## Exercise instructions
Show each line that has the string "this" in it.
-------------------------
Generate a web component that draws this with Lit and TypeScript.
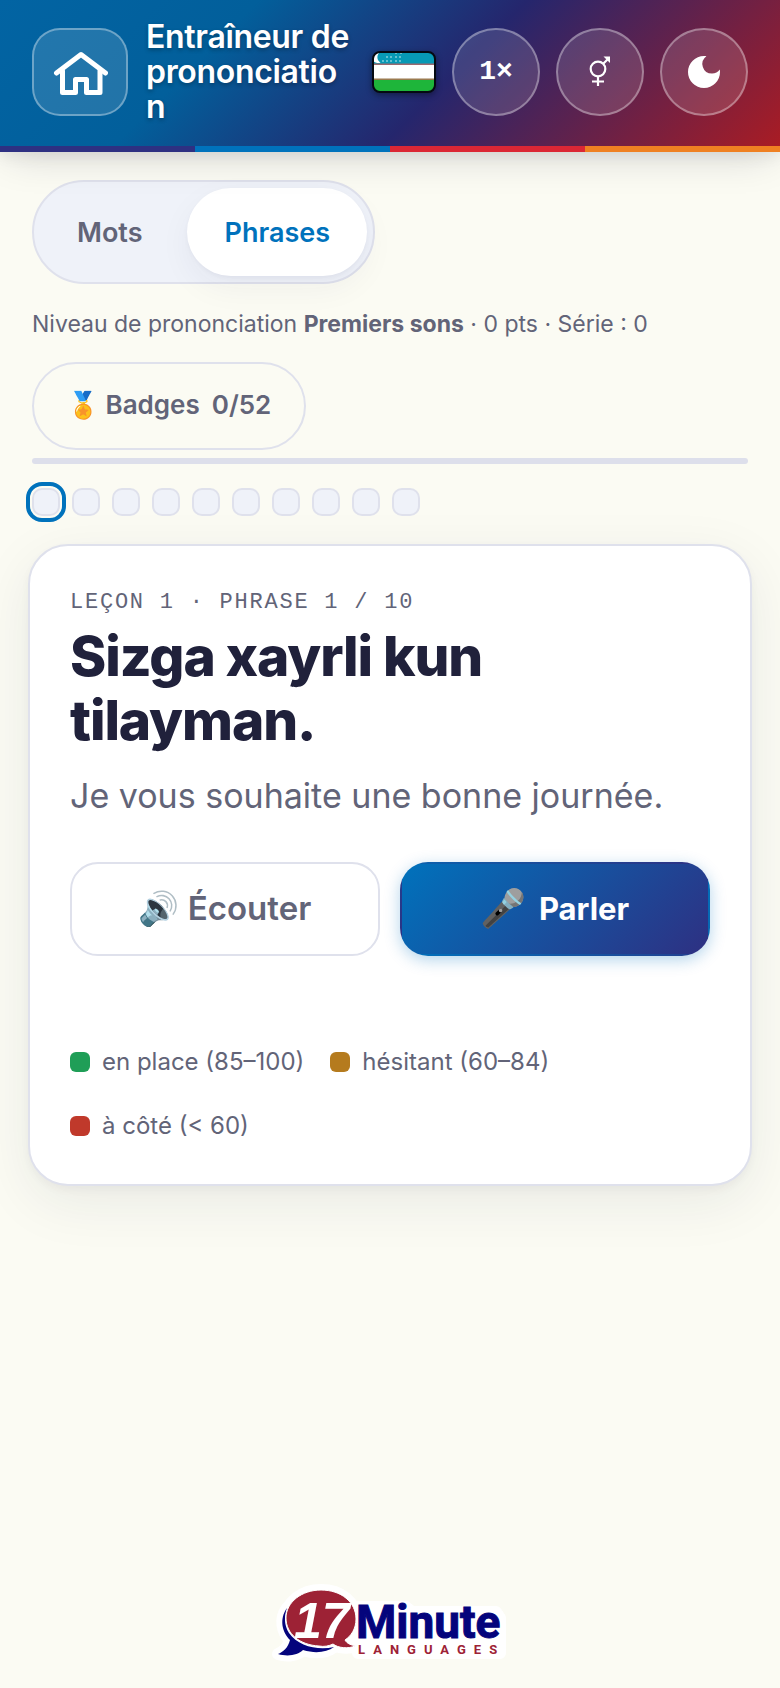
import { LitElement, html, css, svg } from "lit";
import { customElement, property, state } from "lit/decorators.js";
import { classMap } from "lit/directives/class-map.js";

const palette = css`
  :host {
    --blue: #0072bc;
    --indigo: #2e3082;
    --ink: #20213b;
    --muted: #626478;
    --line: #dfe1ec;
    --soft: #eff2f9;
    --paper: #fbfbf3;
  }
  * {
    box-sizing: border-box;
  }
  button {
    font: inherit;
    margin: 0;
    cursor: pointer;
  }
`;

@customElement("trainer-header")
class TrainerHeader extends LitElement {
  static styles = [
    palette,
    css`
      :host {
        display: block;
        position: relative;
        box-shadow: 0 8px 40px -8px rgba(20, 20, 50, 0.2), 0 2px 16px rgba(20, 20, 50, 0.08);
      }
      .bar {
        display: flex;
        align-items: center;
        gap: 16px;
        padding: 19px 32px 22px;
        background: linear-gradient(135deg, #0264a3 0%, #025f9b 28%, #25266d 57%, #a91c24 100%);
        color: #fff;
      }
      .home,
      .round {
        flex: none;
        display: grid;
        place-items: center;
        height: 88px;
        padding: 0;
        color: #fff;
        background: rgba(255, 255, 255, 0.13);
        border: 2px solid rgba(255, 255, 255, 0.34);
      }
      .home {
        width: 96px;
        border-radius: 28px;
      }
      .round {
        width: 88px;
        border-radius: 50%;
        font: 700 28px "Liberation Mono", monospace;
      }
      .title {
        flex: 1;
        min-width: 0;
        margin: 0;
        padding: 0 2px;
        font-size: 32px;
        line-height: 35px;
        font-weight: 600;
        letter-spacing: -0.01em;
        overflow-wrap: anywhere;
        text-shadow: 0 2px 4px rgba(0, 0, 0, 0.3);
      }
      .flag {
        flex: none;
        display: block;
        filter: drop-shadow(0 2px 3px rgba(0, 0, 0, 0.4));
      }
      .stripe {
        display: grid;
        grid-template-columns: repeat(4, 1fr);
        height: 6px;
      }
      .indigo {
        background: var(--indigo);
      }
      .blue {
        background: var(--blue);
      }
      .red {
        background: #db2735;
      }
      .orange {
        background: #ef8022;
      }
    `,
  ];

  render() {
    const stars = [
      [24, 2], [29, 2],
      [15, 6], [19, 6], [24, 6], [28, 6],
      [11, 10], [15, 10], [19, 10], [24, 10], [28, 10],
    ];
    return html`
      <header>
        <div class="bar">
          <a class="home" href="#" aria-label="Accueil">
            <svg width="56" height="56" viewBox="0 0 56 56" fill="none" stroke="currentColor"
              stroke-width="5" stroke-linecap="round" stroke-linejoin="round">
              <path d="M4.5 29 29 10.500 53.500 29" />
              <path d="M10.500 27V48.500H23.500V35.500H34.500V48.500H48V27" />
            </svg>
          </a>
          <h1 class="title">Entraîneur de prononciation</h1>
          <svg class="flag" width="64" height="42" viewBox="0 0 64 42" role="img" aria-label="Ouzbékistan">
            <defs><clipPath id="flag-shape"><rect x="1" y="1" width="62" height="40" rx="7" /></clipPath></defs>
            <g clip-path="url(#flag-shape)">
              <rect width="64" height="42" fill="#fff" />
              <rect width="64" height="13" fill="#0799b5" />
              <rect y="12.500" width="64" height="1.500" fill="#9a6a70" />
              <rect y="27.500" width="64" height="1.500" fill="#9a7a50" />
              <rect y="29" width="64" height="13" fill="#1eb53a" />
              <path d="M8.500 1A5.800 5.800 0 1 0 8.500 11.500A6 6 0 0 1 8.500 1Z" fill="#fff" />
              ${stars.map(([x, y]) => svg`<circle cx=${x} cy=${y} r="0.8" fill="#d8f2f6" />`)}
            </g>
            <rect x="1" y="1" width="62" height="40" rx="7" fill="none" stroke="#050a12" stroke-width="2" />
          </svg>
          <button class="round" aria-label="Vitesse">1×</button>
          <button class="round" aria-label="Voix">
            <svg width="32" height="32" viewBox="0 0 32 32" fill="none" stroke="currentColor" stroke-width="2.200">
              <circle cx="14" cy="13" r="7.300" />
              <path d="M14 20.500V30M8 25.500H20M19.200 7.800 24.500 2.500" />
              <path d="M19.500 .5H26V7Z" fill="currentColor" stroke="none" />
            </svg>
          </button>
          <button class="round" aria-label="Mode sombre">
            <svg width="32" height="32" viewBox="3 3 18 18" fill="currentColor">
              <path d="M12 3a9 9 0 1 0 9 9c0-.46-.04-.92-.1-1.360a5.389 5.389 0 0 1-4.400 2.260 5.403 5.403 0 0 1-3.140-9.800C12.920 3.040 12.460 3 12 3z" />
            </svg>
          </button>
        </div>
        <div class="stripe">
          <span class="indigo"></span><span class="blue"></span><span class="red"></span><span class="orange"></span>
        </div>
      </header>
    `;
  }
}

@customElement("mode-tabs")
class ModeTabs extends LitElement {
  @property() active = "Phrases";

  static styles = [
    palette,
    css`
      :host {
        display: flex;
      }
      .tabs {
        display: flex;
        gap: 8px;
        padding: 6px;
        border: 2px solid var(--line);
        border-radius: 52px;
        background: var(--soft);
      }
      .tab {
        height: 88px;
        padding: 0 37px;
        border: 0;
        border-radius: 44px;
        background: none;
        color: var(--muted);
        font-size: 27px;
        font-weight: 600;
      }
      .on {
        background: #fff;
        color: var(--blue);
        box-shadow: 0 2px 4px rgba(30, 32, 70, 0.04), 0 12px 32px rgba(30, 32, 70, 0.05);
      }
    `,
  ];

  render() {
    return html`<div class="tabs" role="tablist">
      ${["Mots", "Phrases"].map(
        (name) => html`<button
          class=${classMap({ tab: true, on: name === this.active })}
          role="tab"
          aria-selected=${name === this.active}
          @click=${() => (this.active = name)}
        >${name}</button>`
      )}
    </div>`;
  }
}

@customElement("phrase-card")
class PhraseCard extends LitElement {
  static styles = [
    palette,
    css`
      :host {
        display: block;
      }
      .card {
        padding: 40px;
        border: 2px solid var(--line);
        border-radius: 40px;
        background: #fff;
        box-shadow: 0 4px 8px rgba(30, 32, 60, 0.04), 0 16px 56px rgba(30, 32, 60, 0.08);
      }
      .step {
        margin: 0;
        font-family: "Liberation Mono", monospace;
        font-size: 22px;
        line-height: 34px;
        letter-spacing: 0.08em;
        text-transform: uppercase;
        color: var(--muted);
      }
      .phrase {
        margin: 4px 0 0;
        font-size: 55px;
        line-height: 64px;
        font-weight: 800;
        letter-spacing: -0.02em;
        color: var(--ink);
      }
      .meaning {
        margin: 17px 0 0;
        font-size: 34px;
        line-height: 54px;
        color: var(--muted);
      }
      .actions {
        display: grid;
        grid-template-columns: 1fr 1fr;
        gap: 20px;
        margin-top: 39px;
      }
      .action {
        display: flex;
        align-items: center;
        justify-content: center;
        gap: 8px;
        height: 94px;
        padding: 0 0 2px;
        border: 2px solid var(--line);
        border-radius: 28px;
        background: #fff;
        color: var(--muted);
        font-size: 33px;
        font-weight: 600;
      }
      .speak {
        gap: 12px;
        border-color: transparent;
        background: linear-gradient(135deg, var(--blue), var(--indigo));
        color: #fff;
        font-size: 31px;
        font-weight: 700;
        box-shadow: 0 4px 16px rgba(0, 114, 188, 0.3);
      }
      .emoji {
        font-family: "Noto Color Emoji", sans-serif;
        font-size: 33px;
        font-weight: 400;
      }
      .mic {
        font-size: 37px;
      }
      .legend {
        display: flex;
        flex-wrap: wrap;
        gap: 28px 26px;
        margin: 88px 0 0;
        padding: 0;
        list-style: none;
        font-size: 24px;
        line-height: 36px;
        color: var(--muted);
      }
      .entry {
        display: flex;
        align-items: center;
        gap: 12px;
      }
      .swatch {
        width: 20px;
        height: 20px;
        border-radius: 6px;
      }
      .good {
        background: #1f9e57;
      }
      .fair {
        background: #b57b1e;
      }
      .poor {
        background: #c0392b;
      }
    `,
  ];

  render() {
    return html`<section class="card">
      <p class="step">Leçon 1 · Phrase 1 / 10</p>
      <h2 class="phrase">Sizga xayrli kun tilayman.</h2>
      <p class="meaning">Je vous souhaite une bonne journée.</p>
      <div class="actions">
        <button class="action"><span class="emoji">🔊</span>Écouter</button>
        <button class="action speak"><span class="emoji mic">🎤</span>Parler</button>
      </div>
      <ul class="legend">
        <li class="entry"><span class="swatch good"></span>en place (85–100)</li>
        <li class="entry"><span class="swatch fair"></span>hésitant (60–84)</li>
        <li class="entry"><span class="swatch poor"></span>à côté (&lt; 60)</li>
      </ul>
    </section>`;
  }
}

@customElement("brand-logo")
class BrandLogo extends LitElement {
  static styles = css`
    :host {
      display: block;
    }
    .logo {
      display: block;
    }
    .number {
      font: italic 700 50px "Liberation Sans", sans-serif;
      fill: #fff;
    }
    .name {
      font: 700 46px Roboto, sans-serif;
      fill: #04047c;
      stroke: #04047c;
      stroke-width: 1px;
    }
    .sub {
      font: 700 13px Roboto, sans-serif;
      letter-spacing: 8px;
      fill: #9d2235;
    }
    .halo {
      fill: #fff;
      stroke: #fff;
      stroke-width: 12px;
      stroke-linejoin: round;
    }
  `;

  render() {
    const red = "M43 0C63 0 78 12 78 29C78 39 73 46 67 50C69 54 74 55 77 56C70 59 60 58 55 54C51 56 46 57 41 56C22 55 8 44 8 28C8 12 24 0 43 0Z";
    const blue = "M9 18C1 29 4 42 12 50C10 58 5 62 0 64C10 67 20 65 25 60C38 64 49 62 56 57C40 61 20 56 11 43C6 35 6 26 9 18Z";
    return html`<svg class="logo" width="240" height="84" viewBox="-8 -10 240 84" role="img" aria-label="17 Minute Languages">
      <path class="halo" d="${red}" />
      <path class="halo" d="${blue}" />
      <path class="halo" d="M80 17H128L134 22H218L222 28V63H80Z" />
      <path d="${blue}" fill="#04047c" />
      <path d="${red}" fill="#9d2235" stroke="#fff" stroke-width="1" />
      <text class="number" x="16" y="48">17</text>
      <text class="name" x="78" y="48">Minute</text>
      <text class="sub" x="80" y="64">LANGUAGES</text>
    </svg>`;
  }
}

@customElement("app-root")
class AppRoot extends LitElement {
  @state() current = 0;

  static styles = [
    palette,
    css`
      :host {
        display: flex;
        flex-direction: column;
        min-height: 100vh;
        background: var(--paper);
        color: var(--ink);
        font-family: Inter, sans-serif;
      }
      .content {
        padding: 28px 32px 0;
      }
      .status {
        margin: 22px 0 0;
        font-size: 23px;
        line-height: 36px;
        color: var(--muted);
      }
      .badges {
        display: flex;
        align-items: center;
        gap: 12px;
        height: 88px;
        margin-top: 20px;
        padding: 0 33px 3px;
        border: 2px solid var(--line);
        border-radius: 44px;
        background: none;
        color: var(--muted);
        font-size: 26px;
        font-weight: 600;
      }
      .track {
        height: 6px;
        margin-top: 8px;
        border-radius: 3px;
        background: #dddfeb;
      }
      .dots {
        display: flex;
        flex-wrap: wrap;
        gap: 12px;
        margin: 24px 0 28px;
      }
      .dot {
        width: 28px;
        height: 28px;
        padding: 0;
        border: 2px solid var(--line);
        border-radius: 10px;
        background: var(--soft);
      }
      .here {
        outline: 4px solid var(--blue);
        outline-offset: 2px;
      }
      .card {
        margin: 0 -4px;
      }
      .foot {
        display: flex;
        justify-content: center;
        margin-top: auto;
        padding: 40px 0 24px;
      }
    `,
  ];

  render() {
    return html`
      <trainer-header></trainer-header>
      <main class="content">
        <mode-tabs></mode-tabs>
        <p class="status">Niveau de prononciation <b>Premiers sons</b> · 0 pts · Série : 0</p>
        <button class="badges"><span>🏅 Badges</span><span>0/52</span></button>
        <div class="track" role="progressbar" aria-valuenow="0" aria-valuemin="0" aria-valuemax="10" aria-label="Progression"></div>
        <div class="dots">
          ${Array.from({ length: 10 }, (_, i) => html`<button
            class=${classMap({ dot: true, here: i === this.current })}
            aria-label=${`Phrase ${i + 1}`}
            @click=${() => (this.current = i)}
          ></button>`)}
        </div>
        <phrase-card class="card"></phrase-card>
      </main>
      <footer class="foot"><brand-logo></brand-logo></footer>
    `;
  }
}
-------------------------
## Task result
Generate a web component that draws this with Lit and TypeScript.
          class=${classMap({ tab: true, on: name === this.active })}
          aria-selected=${name === this.active}
          @click=${() => (this.active = name)}
            class=${classMap({ dot: true, here: i === this.current })}
            @click=${() => (this.current = i)}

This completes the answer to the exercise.